INSTRUCTIONS TO FOLLOW — Go over the listing below line by line and tally those containing "screenshot". Give only the tally.

EXTRACTED MATERIAL —

•••••

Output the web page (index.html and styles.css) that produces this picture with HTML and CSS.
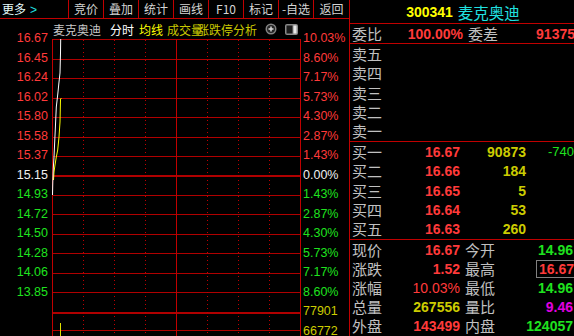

•••••

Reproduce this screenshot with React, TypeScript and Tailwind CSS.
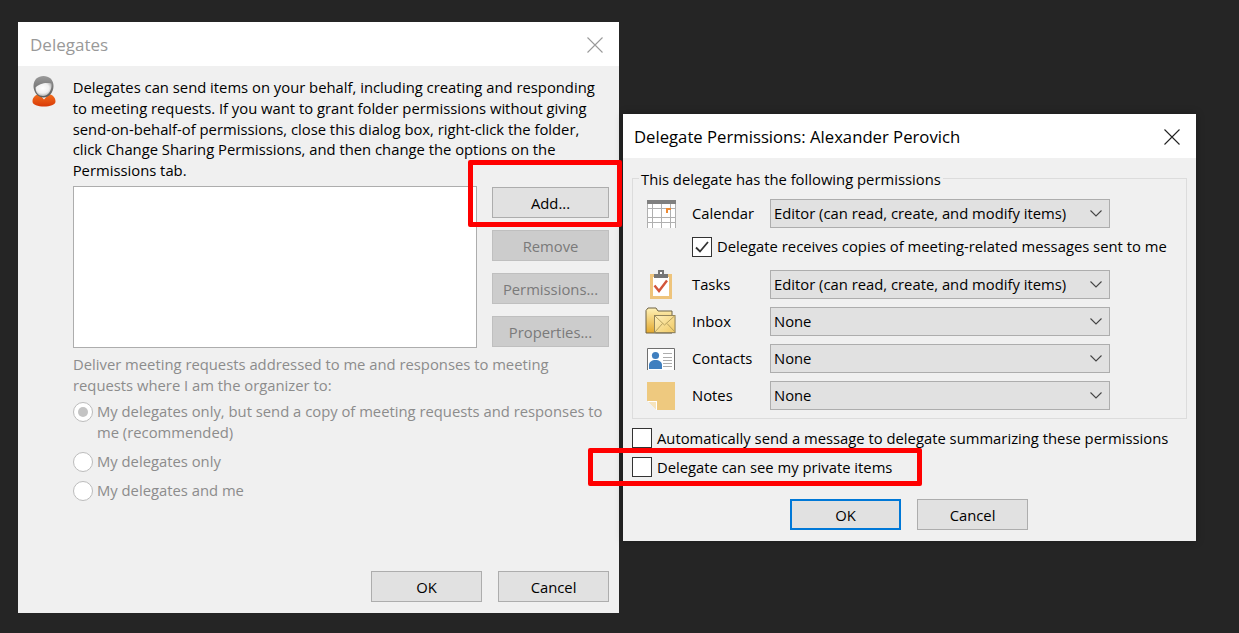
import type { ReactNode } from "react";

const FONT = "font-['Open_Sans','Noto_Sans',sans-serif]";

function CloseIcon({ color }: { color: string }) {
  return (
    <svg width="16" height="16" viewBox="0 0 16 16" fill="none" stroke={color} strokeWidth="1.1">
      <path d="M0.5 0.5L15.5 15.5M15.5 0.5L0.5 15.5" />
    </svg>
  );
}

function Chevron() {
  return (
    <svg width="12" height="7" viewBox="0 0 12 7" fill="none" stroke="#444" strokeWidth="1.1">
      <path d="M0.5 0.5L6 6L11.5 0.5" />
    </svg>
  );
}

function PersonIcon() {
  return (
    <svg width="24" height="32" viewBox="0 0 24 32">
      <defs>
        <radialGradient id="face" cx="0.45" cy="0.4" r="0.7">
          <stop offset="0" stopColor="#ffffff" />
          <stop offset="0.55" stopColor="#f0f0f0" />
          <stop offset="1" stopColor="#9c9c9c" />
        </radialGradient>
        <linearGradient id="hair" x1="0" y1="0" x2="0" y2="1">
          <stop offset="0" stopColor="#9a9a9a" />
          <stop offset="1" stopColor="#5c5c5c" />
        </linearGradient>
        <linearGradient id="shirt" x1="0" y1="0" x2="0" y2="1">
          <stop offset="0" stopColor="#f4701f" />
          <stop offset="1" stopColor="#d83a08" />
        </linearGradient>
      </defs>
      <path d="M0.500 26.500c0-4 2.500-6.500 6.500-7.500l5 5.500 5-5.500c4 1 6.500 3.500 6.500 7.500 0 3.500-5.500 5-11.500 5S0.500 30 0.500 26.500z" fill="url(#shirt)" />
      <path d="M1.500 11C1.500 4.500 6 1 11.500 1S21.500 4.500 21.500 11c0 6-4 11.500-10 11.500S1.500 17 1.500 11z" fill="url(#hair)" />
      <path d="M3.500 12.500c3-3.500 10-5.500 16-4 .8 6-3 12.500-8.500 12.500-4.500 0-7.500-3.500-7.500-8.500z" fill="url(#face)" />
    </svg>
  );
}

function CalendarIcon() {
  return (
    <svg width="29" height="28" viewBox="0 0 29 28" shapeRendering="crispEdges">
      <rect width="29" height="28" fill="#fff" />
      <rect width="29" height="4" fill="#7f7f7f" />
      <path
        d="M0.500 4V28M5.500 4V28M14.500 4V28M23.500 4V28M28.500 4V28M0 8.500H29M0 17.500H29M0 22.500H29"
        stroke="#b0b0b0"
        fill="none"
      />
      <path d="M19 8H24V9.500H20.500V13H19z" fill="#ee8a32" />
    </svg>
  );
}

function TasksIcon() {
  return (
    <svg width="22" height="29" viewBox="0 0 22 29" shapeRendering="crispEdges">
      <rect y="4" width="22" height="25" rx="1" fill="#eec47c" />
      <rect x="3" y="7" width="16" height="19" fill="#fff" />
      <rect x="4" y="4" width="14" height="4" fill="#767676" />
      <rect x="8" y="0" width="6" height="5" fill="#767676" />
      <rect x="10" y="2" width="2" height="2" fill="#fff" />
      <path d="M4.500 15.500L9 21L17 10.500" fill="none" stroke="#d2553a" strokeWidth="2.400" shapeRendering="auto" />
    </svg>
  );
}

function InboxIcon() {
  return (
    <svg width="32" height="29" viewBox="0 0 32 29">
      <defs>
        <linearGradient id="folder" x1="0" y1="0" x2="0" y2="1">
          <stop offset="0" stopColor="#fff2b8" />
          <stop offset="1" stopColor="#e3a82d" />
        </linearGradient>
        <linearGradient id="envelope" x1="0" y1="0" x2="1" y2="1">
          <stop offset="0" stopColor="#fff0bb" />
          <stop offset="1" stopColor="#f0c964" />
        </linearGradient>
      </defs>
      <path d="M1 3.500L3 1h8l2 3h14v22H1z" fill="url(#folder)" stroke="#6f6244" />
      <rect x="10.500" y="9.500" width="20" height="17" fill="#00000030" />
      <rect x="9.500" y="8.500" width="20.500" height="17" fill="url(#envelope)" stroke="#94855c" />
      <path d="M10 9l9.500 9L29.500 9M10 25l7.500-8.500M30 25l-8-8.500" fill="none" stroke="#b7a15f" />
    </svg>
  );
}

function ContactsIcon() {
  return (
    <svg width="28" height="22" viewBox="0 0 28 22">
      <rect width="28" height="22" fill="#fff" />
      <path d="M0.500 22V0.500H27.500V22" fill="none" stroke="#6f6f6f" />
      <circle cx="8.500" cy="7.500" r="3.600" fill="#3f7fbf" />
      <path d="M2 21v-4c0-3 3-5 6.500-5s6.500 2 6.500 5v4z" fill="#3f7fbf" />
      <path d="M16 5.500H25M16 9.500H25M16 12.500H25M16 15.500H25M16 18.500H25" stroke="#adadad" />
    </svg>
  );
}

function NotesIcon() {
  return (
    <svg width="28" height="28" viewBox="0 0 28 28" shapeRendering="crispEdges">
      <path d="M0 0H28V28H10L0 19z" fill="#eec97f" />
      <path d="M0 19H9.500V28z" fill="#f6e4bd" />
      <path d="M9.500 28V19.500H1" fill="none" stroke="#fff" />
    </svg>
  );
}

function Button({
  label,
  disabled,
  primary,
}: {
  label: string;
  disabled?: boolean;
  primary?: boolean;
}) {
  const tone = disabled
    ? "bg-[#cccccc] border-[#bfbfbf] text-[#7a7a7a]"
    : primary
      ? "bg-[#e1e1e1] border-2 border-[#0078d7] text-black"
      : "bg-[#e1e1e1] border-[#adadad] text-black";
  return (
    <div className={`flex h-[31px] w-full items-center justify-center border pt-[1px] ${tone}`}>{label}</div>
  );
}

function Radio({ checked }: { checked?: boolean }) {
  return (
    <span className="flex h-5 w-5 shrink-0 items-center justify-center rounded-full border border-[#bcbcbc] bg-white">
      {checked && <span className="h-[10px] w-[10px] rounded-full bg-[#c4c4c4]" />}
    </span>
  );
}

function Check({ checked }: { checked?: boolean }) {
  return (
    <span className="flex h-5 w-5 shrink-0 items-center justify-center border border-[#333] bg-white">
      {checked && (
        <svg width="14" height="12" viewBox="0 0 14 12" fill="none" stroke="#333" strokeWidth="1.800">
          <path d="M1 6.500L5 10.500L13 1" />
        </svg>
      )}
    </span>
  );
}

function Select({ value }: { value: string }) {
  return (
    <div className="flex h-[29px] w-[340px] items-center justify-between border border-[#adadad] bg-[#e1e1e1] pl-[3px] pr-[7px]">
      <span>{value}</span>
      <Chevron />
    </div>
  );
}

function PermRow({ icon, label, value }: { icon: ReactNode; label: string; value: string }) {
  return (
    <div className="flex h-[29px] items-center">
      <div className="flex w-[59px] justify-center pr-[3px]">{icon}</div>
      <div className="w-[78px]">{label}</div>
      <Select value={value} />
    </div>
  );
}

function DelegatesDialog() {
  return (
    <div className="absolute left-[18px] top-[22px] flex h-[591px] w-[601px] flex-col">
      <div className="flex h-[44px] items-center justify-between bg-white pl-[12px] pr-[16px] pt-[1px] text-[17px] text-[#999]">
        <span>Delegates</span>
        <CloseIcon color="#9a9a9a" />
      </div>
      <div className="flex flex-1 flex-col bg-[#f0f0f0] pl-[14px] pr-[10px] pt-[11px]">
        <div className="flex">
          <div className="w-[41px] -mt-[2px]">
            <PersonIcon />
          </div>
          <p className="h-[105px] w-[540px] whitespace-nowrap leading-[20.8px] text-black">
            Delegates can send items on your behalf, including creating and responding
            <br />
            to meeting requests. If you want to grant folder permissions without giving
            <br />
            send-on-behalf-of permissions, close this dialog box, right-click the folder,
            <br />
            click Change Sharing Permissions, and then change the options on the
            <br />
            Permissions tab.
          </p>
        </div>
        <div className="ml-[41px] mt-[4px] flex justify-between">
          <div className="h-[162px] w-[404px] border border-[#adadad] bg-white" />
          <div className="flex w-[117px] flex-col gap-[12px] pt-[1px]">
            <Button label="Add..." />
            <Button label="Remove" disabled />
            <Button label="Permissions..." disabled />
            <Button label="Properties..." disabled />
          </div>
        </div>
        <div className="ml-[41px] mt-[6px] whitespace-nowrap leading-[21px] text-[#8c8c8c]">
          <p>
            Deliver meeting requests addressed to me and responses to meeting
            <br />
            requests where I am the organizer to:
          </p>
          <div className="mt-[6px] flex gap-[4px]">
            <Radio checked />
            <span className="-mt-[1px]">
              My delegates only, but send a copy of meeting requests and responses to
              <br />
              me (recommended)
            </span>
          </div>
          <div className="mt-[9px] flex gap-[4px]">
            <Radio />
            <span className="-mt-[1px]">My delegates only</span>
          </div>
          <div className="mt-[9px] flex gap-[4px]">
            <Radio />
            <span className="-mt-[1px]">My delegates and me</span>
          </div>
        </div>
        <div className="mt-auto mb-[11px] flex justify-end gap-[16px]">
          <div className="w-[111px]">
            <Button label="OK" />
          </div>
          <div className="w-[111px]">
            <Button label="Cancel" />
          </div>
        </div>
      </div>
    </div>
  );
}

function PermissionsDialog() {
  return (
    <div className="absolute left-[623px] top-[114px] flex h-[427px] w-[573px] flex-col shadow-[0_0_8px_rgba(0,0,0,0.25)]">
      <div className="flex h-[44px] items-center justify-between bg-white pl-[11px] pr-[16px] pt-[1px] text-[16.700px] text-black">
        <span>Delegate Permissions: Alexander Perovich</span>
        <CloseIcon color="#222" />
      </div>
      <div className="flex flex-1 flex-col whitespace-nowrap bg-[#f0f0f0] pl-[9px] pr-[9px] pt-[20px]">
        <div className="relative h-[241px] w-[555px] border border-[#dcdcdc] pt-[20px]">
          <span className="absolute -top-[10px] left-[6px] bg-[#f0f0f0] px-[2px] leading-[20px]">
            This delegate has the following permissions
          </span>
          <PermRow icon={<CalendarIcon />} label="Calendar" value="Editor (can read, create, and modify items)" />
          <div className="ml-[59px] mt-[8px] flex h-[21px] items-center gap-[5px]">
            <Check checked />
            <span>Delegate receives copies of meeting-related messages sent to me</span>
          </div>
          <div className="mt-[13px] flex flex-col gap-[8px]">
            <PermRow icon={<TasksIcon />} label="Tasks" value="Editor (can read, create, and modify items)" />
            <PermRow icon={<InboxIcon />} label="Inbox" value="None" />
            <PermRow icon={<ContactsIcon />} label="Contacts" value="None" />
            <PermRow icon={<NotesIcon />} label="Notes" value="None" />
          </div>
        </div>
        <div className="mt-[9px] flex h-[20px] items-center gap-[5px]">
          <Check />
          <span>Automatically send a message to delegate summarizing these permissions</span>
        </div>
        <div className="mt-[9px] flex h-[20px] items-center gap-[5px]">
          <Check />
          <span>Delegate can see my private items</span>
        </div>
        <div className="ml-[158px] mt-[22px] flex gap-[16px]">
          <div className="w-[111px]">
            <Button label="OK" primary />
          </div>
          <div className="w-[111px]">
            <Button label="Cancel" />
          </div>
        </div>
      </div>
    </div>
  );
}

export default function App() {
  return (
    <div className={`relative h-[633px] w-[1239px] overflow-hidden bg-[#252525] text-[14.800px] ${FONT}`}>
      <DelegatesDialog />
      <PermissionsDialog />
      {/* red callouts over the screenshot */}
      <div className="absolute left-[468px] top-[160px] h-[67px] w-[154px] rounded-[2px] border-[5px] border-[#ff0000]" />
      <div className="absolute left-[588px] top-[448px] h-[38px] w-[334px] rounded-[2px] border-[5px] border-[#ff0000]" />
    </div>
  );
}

•••••

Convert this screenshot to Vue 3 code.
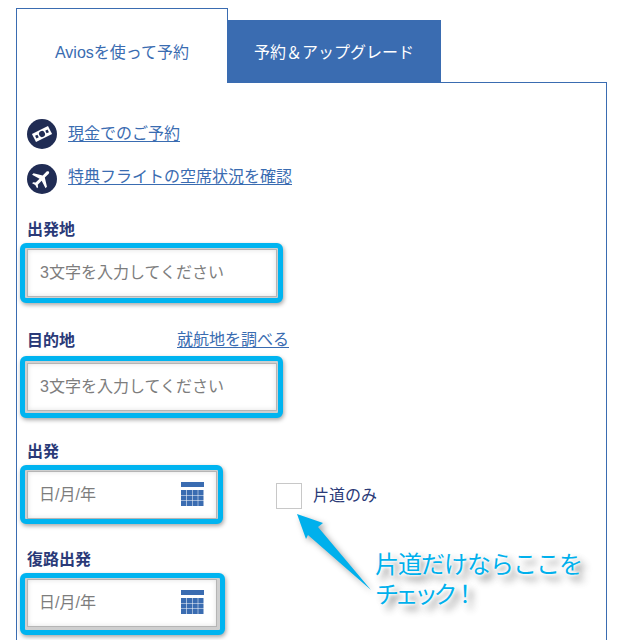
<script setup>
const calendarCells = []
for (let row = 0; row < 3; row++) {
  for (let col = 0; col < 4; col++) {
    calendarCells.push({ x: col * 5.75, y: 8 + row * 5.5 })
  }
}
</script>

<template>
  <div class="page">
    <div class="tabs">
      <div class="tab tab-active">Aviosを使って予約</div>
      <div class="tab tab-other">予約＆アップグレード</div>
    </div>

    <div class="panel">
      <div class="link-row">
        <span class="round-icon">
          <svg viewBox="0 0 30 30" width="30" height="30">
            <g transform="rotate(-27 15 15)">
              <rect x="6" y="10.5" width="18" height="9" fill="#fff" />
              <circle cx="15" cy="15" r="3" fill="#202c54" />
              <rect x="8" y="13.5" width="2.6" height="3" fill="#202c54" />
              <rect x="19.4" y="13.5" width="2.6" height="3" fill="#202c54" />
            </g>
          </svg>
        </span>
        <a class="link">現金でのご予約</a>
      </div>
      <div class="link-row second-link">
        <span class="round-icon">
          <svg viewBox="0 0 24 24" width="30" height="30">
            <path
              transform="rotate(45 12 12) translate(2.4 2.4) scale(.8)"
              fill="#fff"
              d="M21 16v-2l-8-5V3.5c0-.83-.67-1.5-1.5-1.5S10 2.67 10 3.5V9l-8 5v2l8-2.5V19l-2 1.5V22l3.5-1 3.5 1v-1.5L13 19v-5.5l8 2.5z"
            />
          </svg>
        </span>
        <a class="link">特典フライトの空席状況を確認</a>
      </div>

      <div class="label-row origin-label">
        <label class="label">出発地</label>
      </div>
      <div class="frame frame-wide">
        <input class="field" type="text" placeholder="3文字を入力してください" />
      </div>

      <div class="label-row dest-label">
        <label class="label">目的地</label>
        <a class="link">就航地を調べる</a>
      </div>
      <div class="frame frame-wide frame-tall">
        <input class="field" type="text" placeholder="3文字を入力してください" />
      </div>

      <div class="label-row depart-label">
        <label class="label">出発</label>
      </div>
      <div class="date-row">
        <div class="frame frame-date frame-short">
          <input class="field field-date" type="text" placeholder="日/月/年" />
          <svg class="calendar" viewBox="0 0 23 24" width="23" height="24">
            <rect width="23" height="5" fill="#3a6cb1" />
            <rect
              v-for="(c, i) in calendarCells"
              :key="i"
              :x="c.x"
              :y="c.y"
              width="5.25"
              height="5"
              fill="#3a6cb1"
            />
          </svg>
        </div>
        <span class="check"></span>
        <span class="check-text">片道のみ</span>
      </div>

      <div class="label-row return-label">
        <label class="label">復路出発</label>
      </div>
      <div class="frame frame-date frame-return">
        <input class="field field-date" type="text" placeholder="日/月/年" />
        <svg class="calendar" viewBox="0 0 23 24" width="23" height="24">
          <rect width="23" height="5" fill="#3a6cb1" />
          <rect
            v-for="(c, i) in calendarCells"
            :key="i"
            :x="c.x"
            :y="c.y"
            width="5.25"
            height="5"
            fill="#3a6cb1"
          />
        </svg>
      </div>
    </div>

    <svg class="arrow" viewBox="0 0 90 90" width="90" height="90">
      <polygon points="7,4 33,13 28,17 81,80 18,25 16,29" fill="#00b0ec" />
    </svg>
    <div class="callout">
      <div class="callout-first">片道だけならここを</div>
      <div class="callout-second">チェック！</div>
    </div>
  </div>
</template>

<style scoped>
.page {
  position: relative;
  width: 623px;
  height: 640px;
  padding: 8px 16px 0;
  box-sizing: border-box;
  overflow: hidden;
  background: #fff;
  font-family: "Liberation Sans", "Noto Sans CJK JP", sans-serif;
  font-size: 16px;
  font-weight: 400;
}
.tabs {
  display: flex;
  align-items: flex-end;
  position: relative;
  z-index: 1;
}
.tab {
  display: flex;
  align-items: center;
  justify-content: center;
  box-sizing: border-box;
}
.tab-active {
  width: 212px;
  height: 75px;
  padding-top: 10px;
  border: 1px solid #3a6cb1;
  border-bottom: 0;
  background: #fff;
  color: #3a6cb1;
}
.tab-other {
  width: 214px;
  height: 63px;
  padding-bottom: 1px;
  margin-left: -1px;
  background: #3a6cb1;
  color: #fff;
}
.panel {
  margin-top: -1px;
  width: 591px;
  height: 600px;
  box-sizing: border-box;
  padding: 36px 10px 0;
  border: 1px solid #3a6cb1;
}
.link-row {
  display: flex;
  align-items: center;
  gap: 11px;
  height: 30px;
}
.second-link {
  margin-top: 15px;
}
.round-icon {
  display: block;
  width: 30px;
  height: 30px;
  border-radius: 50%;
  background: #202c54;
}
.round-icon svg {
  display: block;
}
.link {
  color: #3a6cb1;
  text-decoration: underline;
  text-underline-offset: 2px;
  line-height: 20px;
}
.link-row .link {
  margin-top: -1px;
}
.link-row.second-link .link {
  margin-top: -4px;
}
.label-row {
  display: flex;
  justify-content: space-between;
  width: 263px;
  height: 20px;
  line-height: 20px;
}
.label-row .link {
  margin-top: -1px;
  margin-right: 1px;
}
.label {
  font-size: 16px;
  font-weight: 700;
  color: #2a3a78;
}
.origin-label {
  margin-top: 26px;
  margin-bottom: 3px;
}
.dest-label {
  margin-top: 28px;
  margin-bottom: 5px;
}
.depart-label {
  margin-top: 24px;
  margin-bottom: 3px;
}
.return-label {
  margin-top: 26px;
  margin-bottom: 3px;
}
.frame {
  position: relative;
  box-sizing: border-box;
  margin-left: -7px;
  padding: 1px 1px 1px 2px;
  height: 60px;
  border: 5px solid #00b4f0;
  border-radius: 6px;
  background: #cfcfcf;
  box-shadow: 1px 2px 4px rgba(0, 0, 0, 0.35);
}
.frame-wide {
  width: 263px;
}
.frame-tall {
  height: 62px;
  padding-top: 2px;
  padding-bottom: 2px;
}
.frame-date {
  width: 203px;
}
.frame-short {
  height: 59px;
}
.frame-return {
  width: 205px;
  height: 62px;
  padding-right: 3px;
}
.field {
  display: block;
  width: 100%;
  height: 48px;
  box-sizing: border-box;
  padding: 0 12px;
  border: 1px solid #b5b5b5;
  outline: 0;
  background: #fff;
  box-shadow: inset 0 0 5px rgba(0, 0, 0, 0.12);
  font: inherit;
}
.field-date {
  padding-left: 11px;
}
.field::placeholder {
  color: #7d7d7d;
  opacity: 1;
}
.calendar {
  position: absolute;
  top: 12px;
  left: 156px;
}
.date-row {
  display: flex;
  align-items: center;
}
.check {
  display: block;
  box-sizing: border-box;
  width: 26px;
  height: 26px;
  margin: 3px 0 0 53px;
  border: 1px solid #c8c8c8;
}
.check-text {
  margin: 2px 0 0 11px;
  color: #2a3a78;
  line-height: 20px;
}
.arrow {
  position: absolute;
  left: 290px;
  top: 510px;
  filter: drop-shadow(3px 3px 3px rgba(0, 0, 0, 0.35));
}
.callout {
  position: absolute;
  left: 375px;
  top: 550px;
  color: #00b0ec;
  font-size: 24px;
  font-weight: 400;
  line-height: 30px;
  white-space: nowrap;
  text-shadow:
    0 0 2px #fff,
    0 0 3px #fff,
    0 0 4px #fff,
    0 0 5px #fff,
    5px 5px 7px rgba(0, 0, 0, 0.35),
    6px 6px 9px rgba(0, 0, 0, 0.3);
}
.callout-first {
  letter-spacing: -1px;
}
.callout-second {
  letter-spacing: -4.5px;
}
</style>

•••••

SOLUTION TO THE PROBLEM — 3